This was a challenging book to read. I've wanted to read this book for a long time but I found Wollstonecraft's sentences quite difficult to comprehend. They are wordy, somewhat stilted (Romantic), vague, even obscure at times (to a 21st century eye), speaking too much in euphemistic exalted generalities rather than plain specifics.
An example, writing about education:
[...] it is the multitude, with moderate abilities, who call for instruction, and catch the colour of the atmosphere they breathe. This respectable concourse, I contend, men and women, should not have their sensations heightened in the hot-bed of luxurious indolence, at the expense of their understanding; for, unless there be a ballast of understanding, they will never become either virtuous or free: an aristocracy, founded on property, or sterling talents, will ever sweep before it, the alternately timid, and ferocious, slaves of feeling."
When she speaks about the lot of women at the time, I fully agree with her opinion about many of the "feminine" traits and how wrong they are: vapours, interest in superficial things, emphasizing traits such as frailty, delicacy, weakness, timidity, [simulated] disinterest in food - and then the really negative ones such as pettiness, tyranny, petulance etc.
In her chapter on "The State of Degradation to Which Woman is reduced" she refers to a comment from Rousseau to "Educate women like men and the more they resemble our sex the less power will they have over us. MW replied that "This is the very point I aim at. I do not wish them to have power over men; but over themselves." She asks whether women are fulfilling their potential or whether they were "born only to procreate and rot."
I wrote my essay on a quote of Hume's about reason being the slave of passion. MW comments that "The mass of mankind are rather the slaves of their appetites than of their passions". Same thing, according to Hume.
Despite my critique of Wollstonecraft's writing style, I am still awed by the mere fact of her - that in the 1700s, with so many barriers in her way (in every woman's way), she was able to obtain an education and then to support herself in a world far more restrictive and judgemental than today. Reading both about her life and her writing itself, I get a taste of the building excitement people must have felt who travelled in these intellectual circles, which were discussing and challenging the status quo. Having the books for this course arranged chronologically has giving me a tantalizing, albeit superficial, glimpse into how the world I live in today (with all its changes and challenges) has evolved from the world 2000 years ago.
My awe of Wollstonecraft's achievements doesn't mean she was a perfect being. She had her prejudices, her biases, some snobbery. She writes about "Modesty! Sacred offspring of sensibility and reason! - true delicacy of mind!" - note all the exclamation marks… I blame Romanticism. She is very scathing about prostitutes and doesn't seem to have any empathy for their situation and their limited options, the rigours of their lives.

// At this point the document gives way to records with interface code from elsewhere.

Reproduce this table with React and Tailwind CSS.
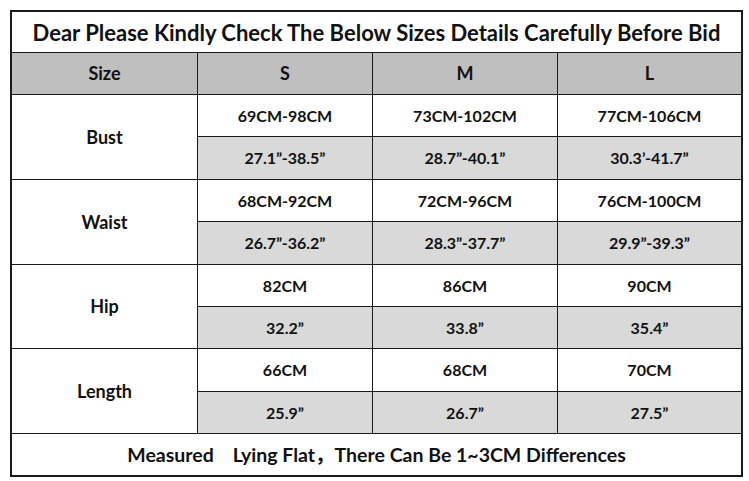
import React from 'react';

const rows = [
    { label: 'Bust', cm: ['69CM-98CM', '73CM-102CM', '77CM-106CM'], inch: ['27.1”-38.5”', '28.7”-40.1”', '30.3’-41.7”'], h: ['h-[41px]', 'h-[42px]'] },
    { label: 'Waist', cm: ['68CM-92CM', '72CM-96CM', '76CM-100CM'], inch: ['26.7”-36.2”', '28.3”-37.7”', '29.9”-39.3”'], h: ['h-[41px]', 'h-[42px]'] },
    { label: 'Hip', cm: ['82CM', '86CM', '90CM'], inch: ['32.2”', '33.8”', '35.4”'], h: ['h-[41px]', 'h-[41px]'] },
    { label: 'Length', cm: ['66CM', '68CM', '70CM'], inch: ['25.9”', '26.7”', '27.5”'], h: ['h-[42px]', 'h-[41px]'] },
];

const font = { fontFamily: 'Lato, "Noto Sans CJK SC", sans-serif' };

const SizeChart = () => {
    return (
        <div className="bg-white w-[749px] h-[481px] pt-[10px] pl-[10px]" style={font}>
            <div className="w-[733px] border-2 border-[#1a1a1a] bg-[#1a1a1a] grid grid-cols-[185px_174px_184px_183px] gap-px font-bold text-[#111]">
                {/* title */}
                <div className="col-span-4 h-[40px] bg-white flex items-center justify-center text-[22px]">
                    Dear Please Kindly Check The Below Sizes Details Carefully Before Bid
                </div>

                {/* header */}
                {['Size', 'S', 'M', 'L'].map((t) => (
                    <div key={t} className="h-[41px] bg-[#bfbfbf] flex items-center justify-center text-[18px]">
                        {t}
                    </div>
                ))}

                {rows.map((r) => (
                    <React.Fragment key={r.label}>
                        <div className="row-span-2 bg-white flex items-center justify-center text-[18px]">
                            {r.label}
                        </div>
                        {r.cm.map((v, i) => (
                            <div key={'c' + i} className={`${r.h[0]} bg-white flex items-center justify-center text-[16px]`}>
                                {v}
                            </div>
                        ))}
                        {r.inch.map((v, i) => (
                            <div key={'i' + i} className={`${r.h[1]} bg-[#d9d9d9] flex items-center justify-center text-[16px]`}>
                                {v}
                            </div>
                        ))}
                    </React.Fragment>
                ))}

                {/* footer */}
                <div className="col-span-4 h-[41px] bg-white flex items-center justify-center text-[19.5px] whitespace-pre">
                    {'Measured    Lying Flat，There Can Be 1~3CM Differences'}
                </div>
            </div>
        </div>
    );
};

export default function App() {
    return <SizeChart />;
}
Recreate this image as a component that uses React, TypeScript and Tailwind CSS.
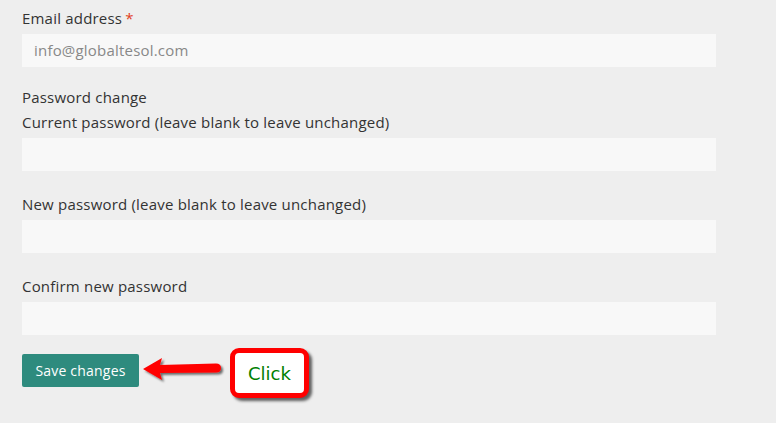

Her book is quite broad-ranging:
The Rights and Duties of Mankind
The Prevailing Opinion of a Sexual Character Discussed
Observations on the State of Degradation to Which Woman is Reduced by Various Causes
Animadversions on Some Writers Who Have Rendered Women Objects of Pity Bordering on Contempt
Modesty-Comprehensively Considered and not as a Sexual Virtue
Morality Undermined by Sexual Notions of the importance of a Good Reputation
...The Pernicious Effects [from] Unnatural Distinctions [...] in Society
Parental Affection
Duty to Parents
On National Education
She was a strong proponent of a good education for women, one akin to what boys received rather than just needlecraft and housekeeping +/- painting and piano. I do have to wonder what she would have thought of where women are today. Far more options and fewer restrictions but by no means equality - and I'm sure much of Western society and culture would have horrified her. Overall though I think she would have been pleased that progress has been made.